Author Hillary Jordan writes each chapter in the voice of one of the main characters, giving insight into their hopes, fears, and justifications. She does not let Pappy speak, perhaps because he does not survive—which we learn in the first chapter, so no spoiler there. It would have been a challenge to hear such a nasty character explain himself, though. Such is the nature of his personality, however, that we all enjoyed the book a bit more knowing he would not survive.

—Pat Prijatel

Plainsong, by Kent Haruf

A “plainsong” is a simple, unadorned melody, a Christian worship song without instruments, sung in unity. And it’s the fitting title of Kent Haruf’s lyrical novel about mythical Holt, Colorado, its flawed citizens and the angels that help save those most in need, especially the children.

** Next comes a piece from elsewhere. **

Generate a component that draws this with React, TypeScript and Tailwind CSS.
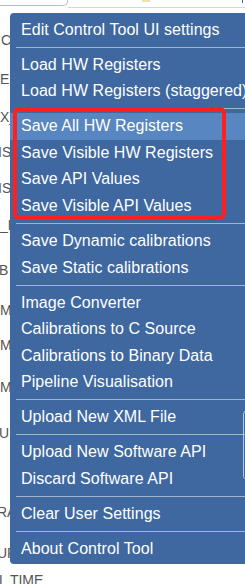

Plainsong, the book, is truly a plainsong, unadorned and melodic. It is a gentle, calm story of human failings and redemption that matches its setting: the quiet plains of windswept northeastern Colorado. The cast of characters includes Maggie Jones, the catalyst who connects lost souls with their saviors; Tom Guthrie and his sons Ike and Bobby, whose mother is not up to the challenge of day-to-day parenting and moves to Denver, leaving the boys to find mothering where they can; the McPheron brothers, bachelor farmers who fill a hole in their lives by informally adopting Victoria Roubideaux, a pregnant teenage whose mother locks her out of the house; and a troublemaking high school student and his obnoxious parents.

At times, I felt like hugging this book because of the goodness of some of its characters, its authenticity and subtle humor.

Haruf is from my hometown of Pueblo, Colorado. Every year when we drive to our Colorado cabin, we pass Yuma, Colorado, which is the model for Holt. And Haruf ended up building a home in Salida, Colorado, one of my favorite places. So this novel had special connections for me. Sharelle Moranville has written about her admiration for Haruf. But we all enjoyed the book and look forward to reading more by Haruf, especially Eventide, which follows the characters five years later.

In a final interview just days before he died in November, 2014, Haruf said, “I want to think that I have written as close to the bone as I could.” He did indeed.

— Patricia Prijatel

Little Wolves, by Thomas Maltman

Is there actually a mountain on the eastern Minnesota prairie? Did a young man who lived near it intend to commit a murder? Did he intend to kill himself? Did he actually kill himself? Was the man he murdered saint or sinner? How and why did the young priest’s wife end up reliving her mother’s last act?

We wrestled with these and a batch of other questions as we discussed this intriguing book, and were mixed in our reactions to it. The myths of early Anglo-Saxon literature fit in nicely—the coyote (Maltman calls them “little wolves”) who rescued the human baby, the man who turns into a wolf—and become intertwined with the reality of lost souls in the tiny prairie town, where people still blame dark deeds on the ghosts of the Native American who settled here first.

But some of the themes work, some don’t.

Our overriding question was: Where have all the editors gone? This is not the first time we asked this question—many of the books we have read have suffered from the need of an impartial expert to cut unnecessary details and story lines, to help the writer focus.

This could have been a brilliant book—and with more time from an editor, it should have been. Much of the writing is beautiful and the imagery is elegant.  It was an enjoyable read, but not completely satisfying afterward.  Too many themes were only loosely resolved; others were  introduced then dropped, leaving us to wonder what to make of it all. Likewise, some of the characters were weakly drawn, including the teenager Seth, who is at the center of things; the newly minted priest Logan, who could have been fascinating with just a bit more focus; and Clara, who is looking for her own roots by studying ancient literature.

The setting was wonderfully imagined and Maltman makes the community itself a central character, which gives the book much of its strength. The father-son bonding throughout was compelling, especially in the ending, which was far lovelier than we could have expected.

We recommend the book, despite the above reservations, and would love to hear others’ reactions to it.